Plot summary: Eleven-year-old Jonas lives in a world where everything and everyone has their assigned place. When a child turns twelve, they are given a job based on their skills or aptitudes. Marriages are assigned based on personality, and only two children are allowed per household. When it is time for Jonas and the other elevens to have their Ceremony of Twelve, Jonas is shocked when the Chief Elder skips his number and does reveal Jonas’ assigned task. Later, the Chief Elder pulls Jonas aside and tells him that he has been selected for a special task: he is to become the “Receiver of Memory.” Jonas then meets the Giver, the only person in Jonas’ world who can do things that have been removed, like hear music, see color, and feel pain. Jonas begins training with the Giver, learning about things he never imagined. During his training, Jonas’ family briefly takes care of a baby, Gabriel, who Jonas discovers can also receive memories and sensations. When Jonas learns that Gabriel is scheduled to be “released,” or euthanized, he must decide whether or not to leave his perfect world to save the young boy.
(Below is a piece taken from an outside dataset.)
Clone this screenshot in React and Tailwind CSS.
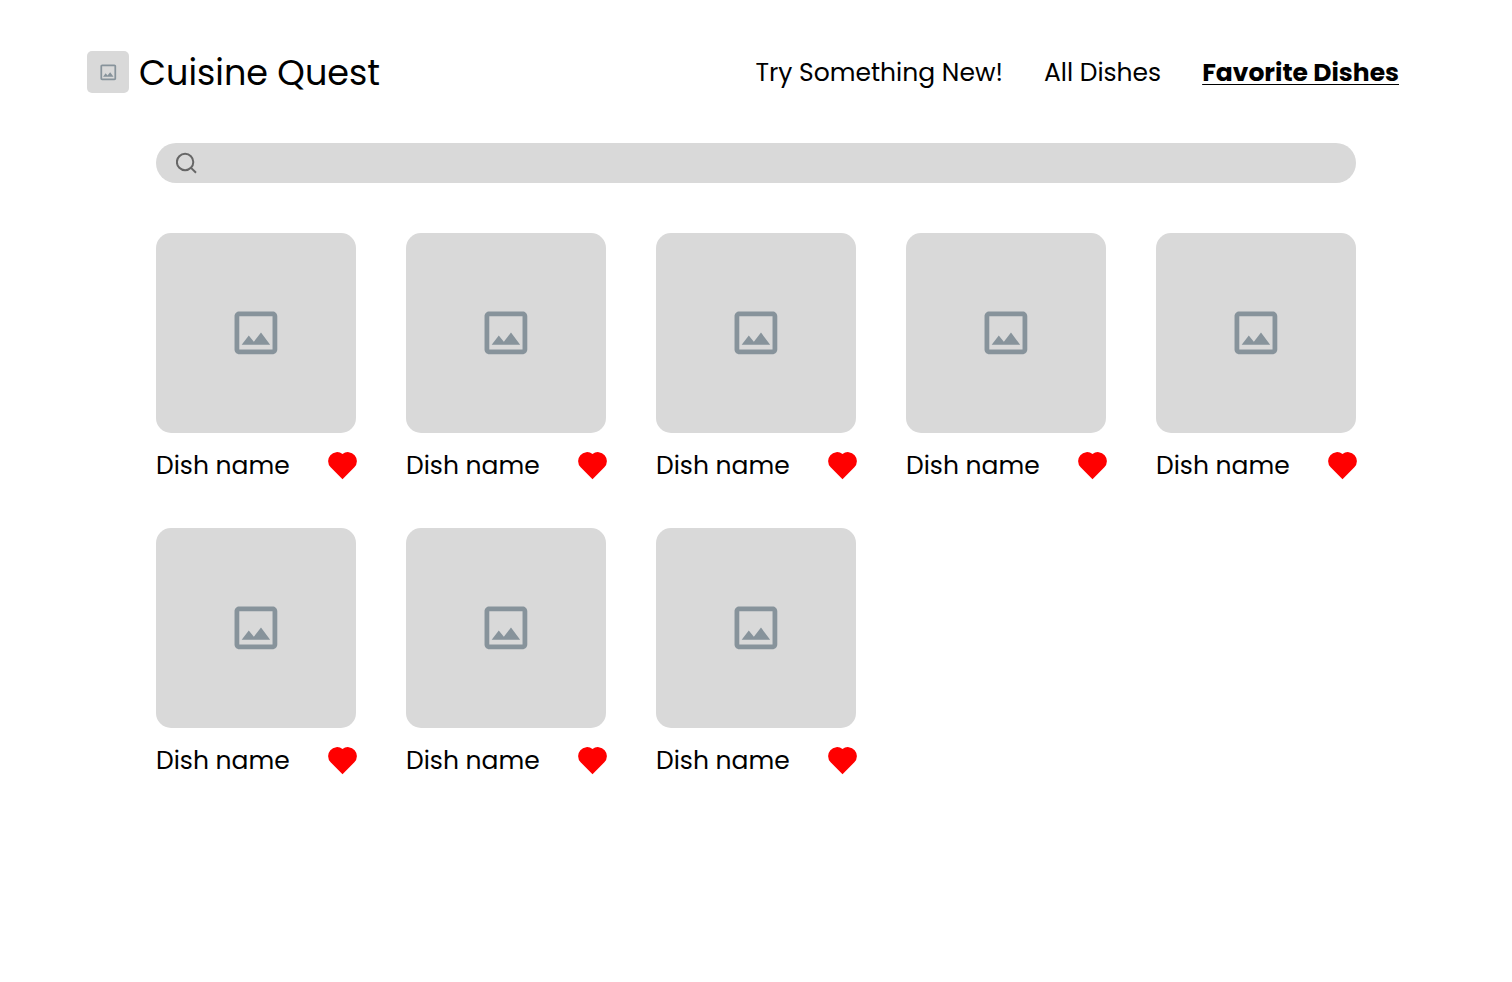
import { useState } from "react";

const navItems = [
  { label: "Try Something New!", href: "#new" },
  { label: "All Dishes", href: "#all" },
  { label: "Favorite Dishes", href: "#favorites", active: true },
];

const initialDishes = Array.from({ length: 8 }, (_, i) => ({
  id: i,
  name: "Dish name",
  favorite: true,
}));

function ImageIcon({ className }) {
  return (
    <svg viewBox="0.25 0.25 24 24" className={className} fill="#87939b" aria-hidden="true">
      <path d="M19 5v14H5V5h14m0-2H5c-1.1 0-2 .9-2 2v14c0 1.1.9 2 2 2h14c1.1 0 2-.9 2-2V5c0-1.1-.9-2-2-2zm-4.86 8.86l-3 3.87L9 13.14 6 17h12l-3.86-5.14z" />
    </svg>
  );
}

function SearchIcon() {
  return (
    <svg viewBox="0 0 22 22" className="size-[22px] shrink-0" fill="none" stroke="#666666" strokeWidth="2" aria-hidden="true">
      <circle cx="9.1" cy="10" r="8.2" />
      <path d="M14.8 15.6l5.2 5.2" />
    </svg>
  );
}

function HeartIcon({ filled }) {
  return (
    <svg viewBox="0 0 29 28" className="h-7 w-[29px]" fill={filled ? "#ff0000" : "none"} stroke={filled ? "none" : "#ff0000"} aria-hidden="true">
      <path d="M2.64 15.36A9 9 0 0 1 14.5 1.9A9 9 0 0 1 26.36 15.36L14.5 27.3Z" />
    </svg>
  );
}

function Header() {
  return (
    <header className="flex items-end justify-between gap-10 pt-[51px] pr-[113px] pl-[87px]">
      <a href="#home" className="flex items-end gap-[10px]">
        <span className="flex size-[42px] items-center justify-center rounded-[5px] bg-[#d9d9d9]">
          <ImageIcon className="size-[21px]" />
        </span>
        <span className="text-[35px] leading-10 whitespace-nowrap">Cuisine Quest</span>
      </a>
      <nav className="flex items-center gap-[41px] text-[25px] leading-10 whitespace-nowrap">
        {navItems.map((item) => (
          <a
            key={item.label}
            href={item.href}
            aria-current={item.active ? "page" : undefined}
            className={
              item.active
                ? "font-bold underline decoration-1 underline-offset-[3px] [text-decoration-skip-ink:none]"
                : ""
            }
          >
            {item.label}
          </a>
        ))}
      </nav>
    </header>
  );
}

function DishCard({ dish, onToggle }) {
  return (
    <li>
      <div className="flex aspect-square items-center justify-center rounded-[15px] bg-[#d9d9d9]">
        <ImageIcon className="size-[57px]" />
      </div>
      <div className="-mr-px flex h-[47px] items-end justify-between">
        <h2 className="text-[25px] leading-7 whitespace-nowrap">{dish.name}</h2>
        <button type="button" aria-label="Favorite" aria-pressed={dish.favorite} onClick={onToggle}>
          <HeartIcon filled={dish.favorite} />
        </button>
      </div>
    </li>
  );
}

export default function App() {
  const [dishes, setDishes] = useState(initialDishes);
  const toggle = (id) =>
    setDishes((list) => list.map((d) => (d.id === id ? { ...d, favorite: !d.favorite } : d)));

  return (
    <div className="min-h-screen bg-white font-[Poppins,Inter,sans-serif] text-black">
      <Header />
      <main className="mx-auto mt-[50px] max-w-[1200px]">
        <label className="flex h-10 items-center gap-3 rounded-full bg-[#d9d9d9] px-5">
          <SearchIcon />
          <input type="search" aria-label="Search dishes" className="h-full flex-1 bg-transparent text-lg outline-none" />
        </label>
        <ul className="mt-[50px] grid grid-cols-5 gap-x-[50px] gap-y-12">
          {dishes.map((dish) => (
            <DishCard key={dish.id} dish={dish} onToggle={() => toggle(dish.id)} />
          ))}
        </ul>
      </main>
    </div>
  );
}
Review: Lowry’s Newbery Medal Winner, The Giver, is a complex but incredibly interesting novel for young readers that is likely different from anything they have ever experienced before. The concept of the “perfect” society where everything is planned is now relatively common in literature, and more contemporary titles for tweens and teens have used this concept as well. The Giver is different in tone, however, from many of these other stories. The reader begins not realizing what kind of world Jonas actually lives in. Only later in the novel is it revealed that Jonas has never seen color or experienced pain, and these revelations are more climactic as a result of Lowry’s timing. The things Jonas experiences will likely cause young readers to think more about their own societies and how structured or un-structured they are in comparison. This thoughtful and original novel is a must-read for tweens, especially those interested in science-fiction.
Reading level: Grades 5-9
Similar titles: Uglies series by Scott Westerfeld.
Personal thoughts: When I first read this novel in the 5th grade it absolutely blew my mind. I have never heard of anything like it, and thought it was utterly fascinating. Getting the chance to experience it again as an adult was fun. I am huge fan of Lois Lowry, but this is by far my favorite of her many novels. I think she does an excellent job of creating a thought provoking story that is still age appropriate for young readers.
Themes: “Perfect” society, government control, technology, sensations/experiences.
Awards/Reviews: Newbery Award Medal Winner (1994), positive reviews from School Library Journal, Publishers Weekly, Kirkus and The New York Times.
Series Information: Loose trilogy including The Giver (1994), Gathering Blue (2000) and Messenger (2004).
Jonas – Begins the story as an eleven-year-old waiting for his job assignment when he turns twelve. To his surprise, he becomes the Receiver of Memories, a task he has never heard of, and learns about things he never knew existed in his society (color, music, pain).
The Giver – Becomes Jonas’ mentor, passing on his memories and sensations for Jonas to experience and hold onto.
Gabriel – A young baby who Jonas realizes can receive memories. Jonas is very fond of the baby and wants to save him when he discovers he is to be euthanized.
Asher – Jonas’ best friend. He is given the assignment of Assistant Director of Recreation.
Fiona – Another friend of Jonas. She is given the assignment of Caretaker of the Old.
Annotation: Jonas is shocked when he learns he is to become the next Receiver of Memories and will experience things he never knew existed in his world (pain, color, music, love.)